Source excerpt:
>> BEGIN
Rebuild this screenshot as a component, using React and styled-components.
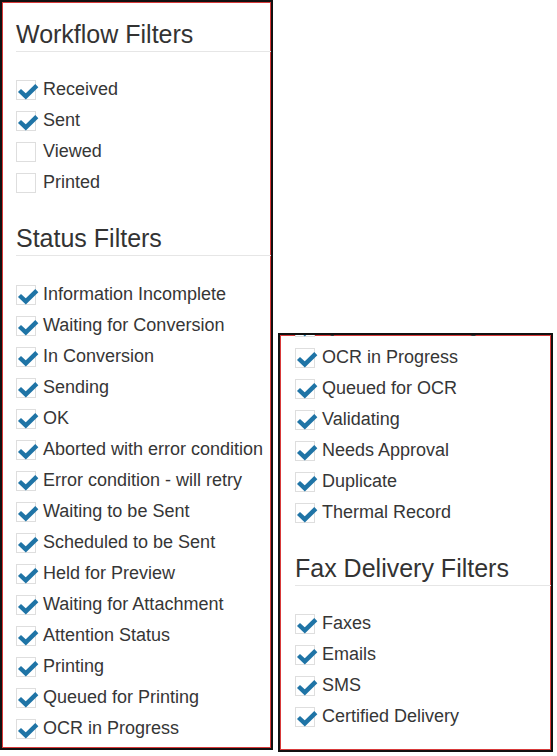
import React from "react";
import styled, { createGlobalStyle } from "styled-components";

const GlobalStyle = createGlobalStyle`
  body {
    margin: 0;
    background: #fff;
    font-family: "Liberation Sans", Arial, sans-serif;
  }
`;

const Page = styled.div`
  display: flex;
  align-items: flex-start;
  gap: 5px;
`;

const Panel = styled.div`
  box-sizing: border-box;
  width: ${(p) => p.$width}px;
  height: ${(p) => p.$height}px;
  margin-top: ${(p) => p.$top || 0}px;
  padding-left: ${(p) => p.$inset}px;
  border: 2px solid #111;
  box-shadow: inset 0 0 0 1px #d83a3a;
  background: #fff;
  overflow: hidden;
`;

// the right panel is the same filter list, scrolled down a bit
const Scrolled = styled.div`
  margin-top: ${(p) => -p.$scroll}px;
`;

const Heading = styled.h2`
  margin: ${(p) => (p.$first ? 17 : 25)}px 0 0;
  padding-bottom: 2px;
  border-bottom: 1px solid #e6e6e6;
  font-size: 25px;
  line-height: 30px;
  font-weight: normal;
  color: #333;
`;

const List = styled.ul`
  margin: 0;
  padding: ${(p) => p.$pad ?? 23}px 0 0;
  list-style: none;
`;

const Row = styled.li`
  display: flex;
  align-items: center;
  gap: 7px;
  height: 31px;
  font-size: 18px;
  color: #363636;
  white-space: nowrap;
`;

const Box = styled.span`
  box-sizing: border-box;
  flex: none;
  width: 20px;
  height: 20px;
  border: 1px solid #dedede;
  background: #fff;

  svg {
    display: block;
    overflow: visible;
  }
`;

const Tick = () => (
  <svg width="20" height="20" viewBox="0 0 20 20">
    <path
      d="M2.5 9.5 L8.8 15.4 L19.8 4.6"
      fill="none"
      stroke="#1f74a6"
      strokeWidth="4.4"
      strokeLinejoin="miter"
    />
  </svg>
);

function Check({ label, checked }) {
  return (
    <Row>
      <Box>{checked && <Tick />}</Box>
      {label}
    </Row>
  );
}

const workflow = [
  ["Received", true],
  ["Sent", true],
  ["Viewed", false],
  ["Printed", false],
];

const status = [
  "Information Incomplete",
  "Waiting for Conversion",
  "In Conversion",
  "Sending",
  "OK",
  "Aborted with error condition",
  "Error condition - will retry",
  "Waiting to be Sent",
  "Scheduled to be Sent",
  "Held for Preview",
  "Waiting for Attachment",
  "Attention Status",
  "Printing",
  "Queued for Printing",
  "OCR in Progress",
];

const statusTail = [
  "Queued for Printing",
  "OCR in Progress",
  "Queued for OCR",
  "Validating",
  "Needs Approval",
  "Duplicate",
  "Thermal Record",
];

const delivery = ["Faxes", "Emails", "SMS", "Certified Delivery"];

export default function App() {
  return (
    <>
      <GlobalStyle />
      <Page>
        <Panel $width={273} $height={750} $inset={14}>
          <Heading $first>Workflow Filters</Heading>
          <List $pad={22}>
            {workflow.map(([label, on]) => (
              <Check key={label} label={label} checked={on} />
            ))}
          </List>
          <Heading>Status Filters</Heading>
          <List>
            {status.map((label) => (
              <Check key={label} label={label} checked />
            ))}
          </List>
        </Panel>

        <Panel $width={275} $height={419} $top={333} $inset={15}>
          <Scrolled $scroll={24}>
            <List $pad={0}>
              {statusTail.map((label) => (
                <Check key={label} label={label} checked />
              ))}
            </List>
            <Heading>Fax Delivery Filters</Heading>
            <List $pad={22}>
              {delivery.map((label) => (
                <Check key={label} label={label} checked />
              ))}
            </List>
          </Scrolled>
        </Panel>
      </Page>
    </>
  );
}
>> END
Exercise: Identify every line above that includes the word "React", and show those lines.

Solution:
Rebuild this screenshot as a component, using React and styled-components.
import React from "react";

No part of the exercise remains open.